FM Radio, 8-Track tapes and cassette players not only brought higher quality audio into homes, they provided the mobility of pop music. For the first time, car stereos became an important technology. The decade started with expanding the heavy metal, hard rock and southern rock that had begun in the late 60’s and ended with Disco and Punk dominating opposing ends of the spectrum. The age of electronic music was born as synthesizers became popular and by the end of the decade, the first drum machines and sequencers could be heard on pop records.


The 80’s:

MTV killed the radio star. Not really but did kick the radio star square in the balls and music now had to be created with a visual in mind for pop culture. The punk of the previous decade gave way to New Wave, the term Classic Rock was born for people who were refusing to let the music of the 60’s and 70’s disappear. Michael Jackson, Madonna, and other artists mixed dance with bubble gum pop to feed the hungry video oriented pop culture. Big hair took over the Hard Rock genre and brought glam into the mainstream.

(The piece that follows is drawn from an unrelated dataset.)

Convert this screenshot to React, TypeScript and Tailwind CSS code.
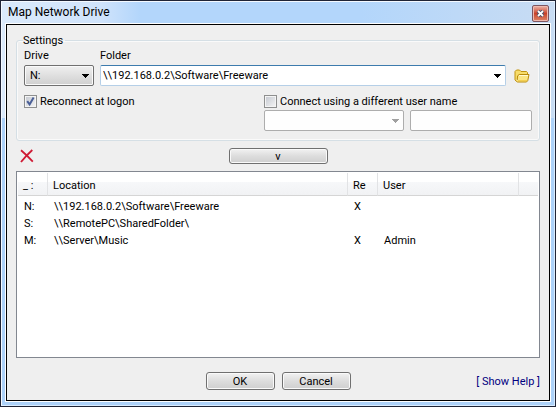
import type { ReactNode, SelectHTMLAttributes } from "react";

function Arrow({ color }: { color: string }) {
  return (
    <svg width="7" height="4" viewBox="0 0 7 4" className="block" shapeRendering="crispEdges" aria-hidden="true">
      <path d="M0 0h7v1H0zM1 1h5v1H1zM2 2h3v1H2zM3 3h1v1H3z" fill={color} />
    </svg>
  );
}

type DropDownProps = SelectHTMLAttributes<HTMLSelectElement> & { arrow: string; wrap: string };

function DropDown({ arrow, wrap, className, children, ...rest }: DropDownProps) {
  return (
    <div className={`grid items-center ${wrap}`}>
      <select
        {...rest}
        className={`col-start-1 row-start-1 h-[21px] w-full appearance-none rounded-[2px] border pr-4 outline-none ${className}`}
      >
        {children}
      </select>
      <span className="pointer-events-none col-start-1 row-start-1 mt-px mr-[5px] justify-self-end">
        <Arrow color={arrow} />
      </span>
    </div>
  );
}

function PushButton({ className, children }: { className: string; children: ReactNode }) {
  return (
    <button
      type="button"
      className={`flex items-center justify-center rounded-[3px] border border-[#707070] bg-linear-to-b from-[#f2f2f2] from-0% via-[#dddddd] via-50% to-[#cfcfcf] to-100% shadow-[inset_0_0_0_1px_#fafafa] ${className}`}
    >
      {children}
    </button>
  );
}

function Tick({ id, label, checked }: { id: string; label: string; checked?: boolean }) {
  return (
    <div className="flex h-[15px] items-center gap-[3px]">
      <span className="grid">
        <input
          id={id}
          type="checkbox"
          defaultChecked={checked}
          className="peer col-start-1 row-start-1 size-[13px] appearance-none border border-[#8e8f8f] bg-linear-to-br from-[#c3c7cf] to-[#f6f6f6] shadow-[inset_0_0_0_1px_#f4f4f4]"
        />
        <svg
          viewBox="0 0 13 13"
          className="pointer-events-none invisible col-start-1 row-start-1 size-[13px] peer-checked:visible"
          aria-hidden="true"
        >
          <path d="M3.2 6.2L5.6 9.4L9.6 2.6" fill="none" stroke="#4a5f97" strokeWidth="2" />
        </svg>
      </span>
      <label htmlFor={id}>{label}</label>
    </div>
  );
}

const drives = [
  { drive: "N:", location: "\\\\192.168.0.2\\Software\\Freeware", re: "X", user: "" },
  { drive: "S:", location: "\\\\RemotePC\\SharedFolder\\", re: "", user: "" },
  { drive: "M:", location: "\\\\Server\\Music", re: "X", user: "Admin" },
];

const th =
  "h-[23px] border-r border-b border-r-[#e2e3e5] border-b-[#d5d5d5] bg-linear-to-b from-white from-40% via-[#f7f8fa] via-40% to-[#f1f2f4] pt-[3px] pl-[5px] text-left font-normal";
const td = "h-[17px] pl-[6px]";

export default function App() {
  return (
    <div className="flex min-h-screen w-full flex-col border border-[#1f2436] font-[Roboto,Tahoma,sans-serif] text-[11px] leading-[15px] text-black">
      <div className="flex flex-1 flex-col border border-t-[#f4f9ff] border-r-[#d9ecff] border-b-[#d9ecff] border-l-[#f4f9ff] bg-[#b3d6fb] bg-[linear-gradient(to_bottom,transparent_116px,#add2f9_116px),linear-gradient(to_right,#dbeafb,#cfe3fb_18%,#b3d6fb_25%,#b3d6fb_65%,#c8dcf3)] px-[3px] pb-[3px]">
        <header className="flex h-[21px] items-start justify-between pl-[3px]">
          <h1 className="text-[12px] leading-[21px]">Map Network Drive</h1>
          <button
            type="button"
            aria-label="Close"
            className="mt-[3px] mr-[2px] flex h-[17px] w-[17px] items-center justify-center rounded-[2px] border border-[#7d5560] bg-linear-to-b from-[#e9b3a8] from-0% via-[#c8412a] via-50% to-[#dc8468] shadow-[inset_0_0_0_1px_#eeb9ae]"
          >
            <svg width="9" height="9" viewBox="0 0 9 9" aria-hidden="true">
              <path d="M2 2L7 7M7 2L2 7" stroke="#46506a" strokeWidth="3.6" />
              <path d="M2 2L7 7M7 2L2 7" stroke="#fff" strokeWidth="1.8" />
            </svg>
          </button>
        </header>

        <div className="flex flex-1 flex-col border border-white">
          <main className="flex flex-1 flex-col border border-black bg-[#efefef] px-[9px] pt-[8px] pb-[10px]">
            <fieldset className="h-[108px] min-w-0 rounded-[3px] border border-[#d5dfe5] px-[7px] shadow-[inset_0_0_0_1px_#fafafa]">
              <legend className="-ml-px h-[15px] pr-[2px]">Settings</legend>
              <div className="flex items-end gap-[6px]">
                <div className="w-[70px]">
                  <label htmlFor="drive" className="block h-[17px]">
                    Drive
                  </label>
                  <DropDown
                    id="drive"
                    wrap="w-full"
                    arrow="#000"
                    className="border-[#707070] bg-linear-to-b from-[#f0f0f0] to-[#cfcfcf] pl-[5px] shadow-[inset_0_0_0_1px_#fafafa]"
                  >
                    <option>N:</option>
                  </DropDown>
                </div>
                <div className="min-w-0 flex-1">
                  <label htmlFor="folder" className="block h-[17px]">
                    Folder
                  </label>
                  <DropDown
                    id="folder"
                    wrap="w-full"
                    arrow="#000"
                    className="border-[#b5cfe7] border-t-[#3d7bad] bg-white pl-[2px]"
                  >
                    <option>{"\\\\192.168.0.2\\Software\\Freeware"}</option>
                  </DropDown>
                </div>
                <button type="button" aria-label="Browse" className="mr-[2px] mb-[2px] ml-[2px]">
                  <svg width="16" height="16" viewBox="0 0 16 16" className="block" aria-hidden="true">
                    <path d="M1 12V3.500L2.500 2H5.500L7 3.500h5.500l1 1v2.500" fill="#f7dc6a" stroke="#c0930f" />
                    <path
                      d="M1.200 12L2.200 13.200 3.500 14H12.500L13.800 12.500 15 6.500H5.200L3.600 7.800 3.200 12"
                      fill="#fbe583"
                      stroke="#b98a0a"
                    />
                    <path d="M5 7.500h9" stroke="#fff9cf" />
                    <path d="M4 12.700h9" stroke="#f1cb45" />
                  </svg>
                </button>
              </div>

              <div className="mt-[8px] flex items-start gap-[7px]">
                <div className="flex-1">
                  <Tick id="reconnect" label="Reconnect at logon" checked />
                </div>
                <div className="w-[268px]">
                  <Tick id="other-user" label="Connect using a different user name" />
                  <div className="mt-px flex gap-[6px]">
                    <DropDown
                      aria-label="User name"
                      disabled
                      wrap="w-[140px]"
                      arrow="#a0a0a0"
                      className="border-[#adadad] bg-[#fefefe] opacity-100"
                    />
                    <input
                      aria-label="Password"
                      type="password"
                      disabled
                      className="h-[21px] min-w-0 flex-1 rounded-[2px] border border-[#adadad] bg-[#fefefe]"
                    />
                  </div>
                </div>
              </div>
            </fieldset>

            <div className="grid h-[30px] grid-cols-[1fr_99px_1fr] items-center">
              <button type="button" aria-label="Remove" className="ml-[4px] justify-self-start">
                <svg width="14" height="14" viewBox="0 0 14 14" className="block" aria-hidden="true">
                  <path d="M1 1.2C5 4.5 9 8.5 12.8 12.6" fill="none" stroke="#cf1a34" strokeWidth="1.8" />
                  <path d="M12.3 1C8.5 4.5 4.5 8.5 1 13" fill="none" stroke="#cf1a34" strokeWidth="1.8" />
                </svg>
              </button>
              <PushButton className="h-[16px]">v</PushButton>
            </div>

            <div className="flex-1 border border-[#828790] bg-white p-px">
              <table className="w-full table-fixed border-separate border-spacing-0">
                <colgroup>
                  <col className="w-[30px]" />
                  <col />
                  <col className="w-[30px]" />
                  <col className="w-[141px]" />
                  <col className="w-[19px]" />
                </colgroup>
                <thead>
                  <tr>
                    <th className={th}>_ :</th>
                    <th className={th}>Location</th>
                    <th className={th}>Re</th>
                    <th className={th}>User</th>
                    <th className={`${th} border-r-0`} />
                  </tr>
                </thead>
                <tbody>
                  <tr className="h-[2px]" />
                  {drives.map((d) => (
                    <tr key={d.drive}>
                      <td className={td}>{d.drive}</td>
                      <td className={td}>{d.location}</td>
                      <td className={td}>{d.re}</td>
                      <td className={td}>{d.user}</td>
                      <td />
                    </tr>
                  ))}
                </tbody>
              </table>
            </div>

            <footer className="mt-[14px] grid grid-cols-[1fr_auto_1fr] items-center">
              <div className="col-start-2 flex gap-[7px]">
                <PushButton className="h-[18px] w-[69px]">OK</PushButton>
                <PushButton className="h-[18px] w-[69px]">Cancel</PushButton>
              </div>
              <a href="#help" className="justify-self-end text-[#000080]">
                [ Show Help ]
              </a>
            </footer>
          </main>
        </div>
      </div>
    </div>
  );
}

Rap, which would later change it’s name to Hip Hop became all the rage and Electronica and Techno were beginning to flourish and pop tried to reflect some of all those styles.


The 90’s:

The 90’s saw a wide variety of styles making it into pop, including Grunge, which was the bastard stepchild of Punk, Hip Hop, R&B, Singer-Songwriter, Electronica, Techno, Alternative Metal, Skate Music, Ska and Country. The radio of landscape of the decade was diverse but as the decade ended the corporations that controlled the airwaves began to blur the lines so that stations could appeal to a wider audience. It wasn’t uncommon to hear Nirvana, Shania Twain and Snoop Dog played back to back on a single station. Still the changes in pop from the beginning of the decade to the end of the decade were pretty obvious.


2000 – 2017:

The cross-genre melting pot created at the end of the 90’s on radio may have had a slowing effect on the evolution of music. The music heard on radio in 2000 doesn’t seem very different in substance or style from the music heard on the radio in 2017. This is not to say that pop music has gotten better or worse. It seems to be stagnating though. As with previous eras, technology is playing a part in the way music evolves and the advent of streaming services where users can create their own stations and playlists may play a part in the state of pop.